NO TEMPO DA BOMBA ATÔMICA

 Folha da Manhã, Campos dos Goytacazes, 05 de agosto de 2020

No tempo da bomba atômica

Edgar Vianna de Andrade

            De 1945, quando os Estados Unidos encerraram a Segunda Guerra Mundial com o lançamento de duas bombas atômicas no Japão, até 1991, com o fim da União Soviética, o principal perigo para a humanidade foi uma guerra nuclear ou testes nucleares. Estranhei que o intelectual norte-americano Noam Chomsky tenha listado o aquecimento global, o esgarçamento das democracias e uma nova guerra nuclear como os três principais problemas atuais em “Internacionalismo ou extinção”, seu mais recente livro (São Paulo: Planeta,2020).

            Durante 46 anos, uma possível guerra ou um erro nuclear gerou muitos filmes. Os mais conhecidos são “O dia seguinte” (1983), “Missão suicida” (1964), “Herança nuclear” (1977), “Threads” (1984) e “O jogo da guerra” (1965). Há outros. Muitos outros.

            Particularmente um parece merecer um comentário. Trata-se de “O dia em que a Terra se incendiou”, escrito, produzido e dirigido por Van Guest e lançado em 1961. O mesmo nome creditado três vezes pode sugerir que nenhum estúdio importante quisesse bancá-lo.

            A trama se passa em Londres. Fenômenos estranhos afetam a cidade. Neblina densa e espessa, calor excessivo, chuvas, secas, incêndios. Um jornal decide investigar a origem desse comportamento anômalo do tempo. Um repórter procura informações meteorológicas e acaba confusamente se deparando com o serviço de informações. Ali, faz contato com uma funcionária e a trata mal. Começa o clichê. Esses desentendimentos se transformam em romance. Adivinha-se logo. E o romance leva em seguida o jornalista para o apartamento da moça. É ela que lhe contará o segredo: Estados Unidos e União Soviética realizaram testes nucleares no Ártico e no Antártico. Por causa deles, a Terra mudou de eixo.

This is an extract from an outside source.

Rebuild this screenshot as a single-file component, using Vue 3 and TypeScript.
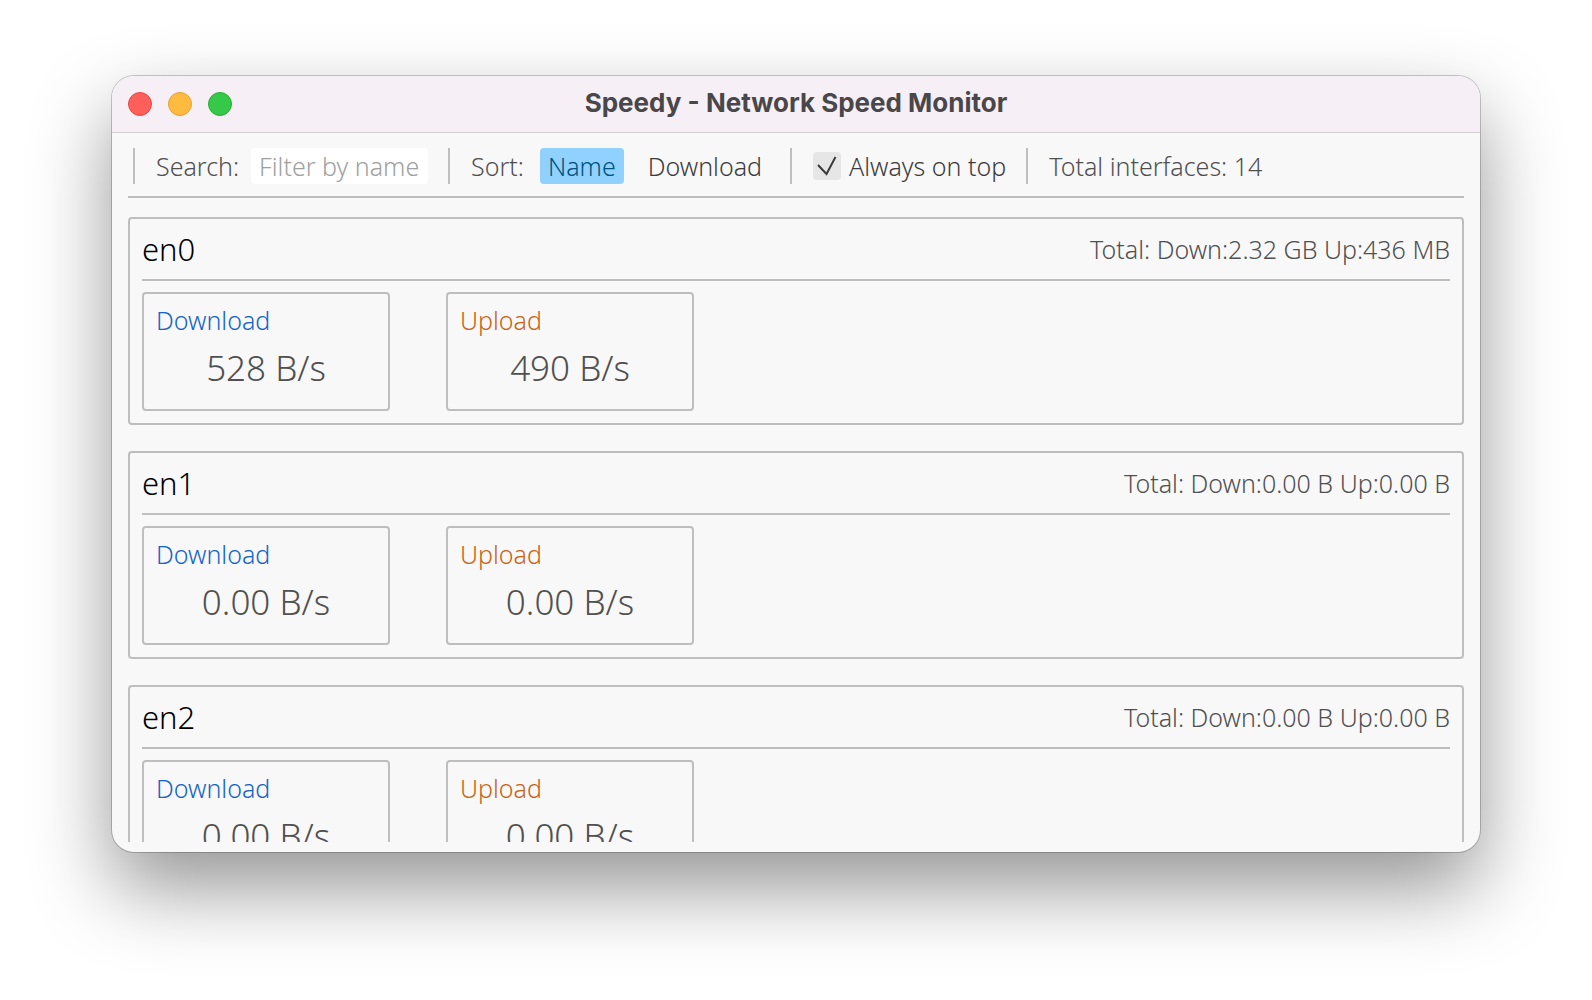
<script setup lang="ts">
import { computed, ref } from 'vue'

interface NetworkInterface {
  name: string
  totalDown: string
  totalUp: string
  download: string
  upload: string
}

const interfaces: NetworkInterface[] = [
  { name: 'en0', totalDown: '2.32 GB', totalUp: '436 MB', download: '528 B/s', upload: '490 B/s' },
  { name: 'en1', totalDown: '0.00 B', totalUp: '0.00 B', download: '0.00 B/s', upload: '0.00 B/s' },
  { name: 'en2', totalDown: '0.00 B', totalUp: '0.00 B', download: '0.00 B/s', upload: '0.00 B/s' },
]

const total = 14
const filter = ref('')
const sortBy = ref<'Name' | 'Download'>('Name')
const onTop = ref(true)

const visible = computed(() => interfaces.filter((i) => i.name.includes(filter.value)))
</script>

<template>
  <div class="desktop">
    <main class="window">
      <header class="titlebar">
        <div class="lights">
          <button class="light close" type="button" aria-label="Close"></button>
          <button class="light minimize" type="button" aria-label="Minimize"></button>
          <button class="light zoom" type="button" aria-label="Zoom"></button>
        </div>
        <h1 class="title">Speedy - Network Speed Monitor</h1>
      </header>

      <div class="toolbar">
        <div class="group search">
          <label for="filter">Search:</label>
          <input id="filter" v-model="filter" class="field" type="text" placeholder="Filter by name" />
        </div>
        <div class="group sort">
          <span>Sort:</span>
          <button class="option" :class="{ active: sortBy === 'Name' }" type="button" @click="sortBy = 'Name'">Name</button>
          <button class="option" :class="{ active: sortBy === 'Download' }" type="button" @click="sortBy = 'Download'">Download</button>
        </div>
        <div class="group pin">
          <label class="check">
            <span class="box">
              <input v-model="onTop" type="checkbox" />
              <svg v-if="onTop" viewBox="0 0 28 28" aria-hidden="true">
                <path d="M5 13 L13.500 22 L22.500 5" fill="none" stroke="#3c3c3c" stroke-width="2" />
              </svg>
            </span>
            Always on top
          </label>
        </div>
        <div class="group">
          <span>Total interfaces: {{ total }}</span>
        </div>
      </div>

      <div class="list">
        <section v-for="item in visible" :key="item.name" class="card">
          <div class="card-head">
            <h2 class="name">{{ item.name }}</h2>
            <span>Total: Down:{{ item.totalDown }} Up:{{ item.totalUp }}</span>
          </div>
          <div class="meters">
            <div class="meter">
              <span class="down">Download</span>
              <span class="speed">{{ item.download }}</span>
            </div>
            <div class="meter">
              <span class="up">Upload</span>
              <span class="speed">{{ item.upload }}</span>
            </div>
          </div>
        </section>
      </div>
    </main>
  </div>
</template>

<style>
body {
  margin: 0;
  background: #fff;
}
</style>

<style scoped>
* {
  box-sizing: border-box;
}

.desktop {
  height: 100vh;
  padding: 76px 112px 148px;
  overflow: hidden;
  font-family: 'Noto Sans', 'Open Sans', sans-serif;
  font-size: 25px;
  font-weight: 300;
  line-height: 36px;
  color: #505050;
}

button,
input {
  margin: 0;
  padding: 0;
  border: 0;
  font: inherit;
}

.window {
  display: flex;
  flex-direction: column;
  height: 100%;
  padding-bottom: 10px;
  border-radius: 22px;
  overflow: hidden;
  background: #f8f8f8;
  box-shadow:
    0 0 0 1px rgba(0, 0, 0, 0.2),
    0 36px 80px rgba(0, 0, 0, 0.42);
}

.titlebar {
  display: grid;
  grid-template-columns: 1fr auto 1fr;
  align-items: center;
  flex: none;
  height: 57px;
  padding: 0 16px;
  border-bottom: 1px solid #d2ced1;
  background: #f7eff6;
}

.lights {
  display: flex;
  gap: 16px;
}

.light {
  width: 24px;
  height: 24px;
  border: 1px solid;
  border-radius: 50%;
}

.close {
  background: #fe5f58;
  border-color: #e24a45;
}

.minimize {
  background: #febb3f;
  border-color: #e0a033;
}

.zoom {
  background: #35c849;
  border-color: #2bac36;
}

.title {
  margin: 0;
  padding-bottom: 2px;
  font-family: Inter, sans-serif;
  font-size: 26px;
  font-weight: 700;
  color: #4a474a;
}

.toolbar {
  display: flex;
  flex: none;
  margin: 0 16px;
  padding: 15px 0 12px 5px;
  border-bottom: 2px solid #bebebe;
}

.group {
  display: flex;
  align-items: center;
  padding: 0 20px 0 21px;
  border-left: 2px solid #bebebe;
  line-height: 36px;
  white-space: nowrap;
}

.search {
  gap: 12px;
}

.field {
  width: 177px;
  height: 36px;
  padding: 0 8px;
  border-radius: 4px;
  background: #fff;
  color: #505050;
}

.field::placeholder {
  color: #a0a0a0;
  opacity: 1;
}

.sort {
  gap: 16px;
}

.option {
  height: 36px;
  padding: 0 8px;
  border-radius: 4px;
  background: transparent;
  color: #3c3c3c;
}

.option.active {
  background: #90d1ff;
  color: #00537d;
}

.check {
  display: flex;
  align-items: center;
  gap: 8px;
  color: #3c3c3c;
}

.box {
  display: grid;
  width: 28px;
  height: 28px;
  border-radius: 4px;
  background: #e6e6e6;
}

.box > * {
  grid-area: 1 / 1;
  width: 28px;
  height: 28px;
}

.box input {
  margin: 0;
  appearance: none;
}

.list {
  display: flex;
  flex: 1;
  flex-direction: column;
  gap: 26px;
  min-height: 0;
  padding: 19px 16px 0;
  overflow: hidden;
}

.card {
  flex: none;
  padding: 12px;
  border: 2px solid #bebebe;
  border-radius: 4px;
}

.card-head {
  display: flex;
  align-items: center;
  justify-content: space-between;
  height: 50px;
  padding-bottom: 12px;
  border-bottom: 2px solid #bebebe;
}

.name {
  margin: 0;
  font-size: 31px;
  font-weight: 300;
  color: #000;
}

.meters {
  display: flex;
  gap: 56px;
  padding-top: 11px;
}

.meter {
  display: flex;
  flex-direction: column;
  width: 248px;
  height: 119px;
  padding: 8px 12px;
  border: 2px solid #bebebe;
  border-radius: 4px;
}

.down {
  color: #1464c8;
}

.up {
  color: #c86414;
}

.speed {
  margin-top: 8px;
  font-size: 35px;
  line-height: 44px;
  text-align: center;
}
</style>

            Os fenômenos climáticos se agravam. Hoje, dir-se-ia que eles derivam do aquecimento global. No filme, maquetes nada convincentes são usadas. Presume-se um baixo orçamento para o filme em preto-e-branco. Não é possível sofisticação. O roteirista-produtor-diretor se vale de imagens de outros filmes ou de documentários. O confuso roteiro leva à conclusão de que a Terra saiu do seu centro de gravidade e está sendo atraída pelo Sol. Até o momento, sabe-se que o Sol engolirá a Terra em longínquo futuro, mas não que ele sugará o planeta.

            Em “Odisseia para além do Sol” (1969), outro filme inglês mal resolvido, uma nave espacial é lançada em direção a um planeta idêntico à Terra, mas em órbita que não permite ser visto por ocultar-se atrás do Sol. A direção de Robert Parrish, desejando imitar Stanley Kubrick, é desastrada. Em “O dia em que a Terra se incendiou”, é a própria Terra que navega para o Sol. Haverá salvação para quem “mexe com a natureza?”. Sim, algo mais bizarro que as experiências nucleares nos polos. O lançamento de bombas atômica na Sibéria para a Terra voltar a seu lugar no sistema solar.

            O filme não tem a sobriedade e “A hora final” (1959), em que a humanidade termina progressiva e melancolicamente depois de uma guerra nuclear. Carece também de uma discussão sobre o racismo no fim do mundo, algo meio avançado para seu tempo, como em “O diabo, a carne e o mundo”, também de 1959. Antes o simplório “Pânico no ano zero”, um dos dois filmes dirigidos por Ray Milland, que é também o protagonista. De 1962, o filme apenas mostra uma família constituída de pai, mãe, filho e filha viajando para um fim de semana e sendo surpreendida por explosões nucleares. A chamada civilização começa a se degradar, como saques, violência, estupro e morte, mas a família mantém hábitos civilizados dentro de uma caverna. Logo, a radiação cessa e todos podem voltar ao antigo normal. Algo parecido com que a maioria deseja após a pandemia da covid-19: deixar o novo normal ou o anormal para retornar ao antigo normal.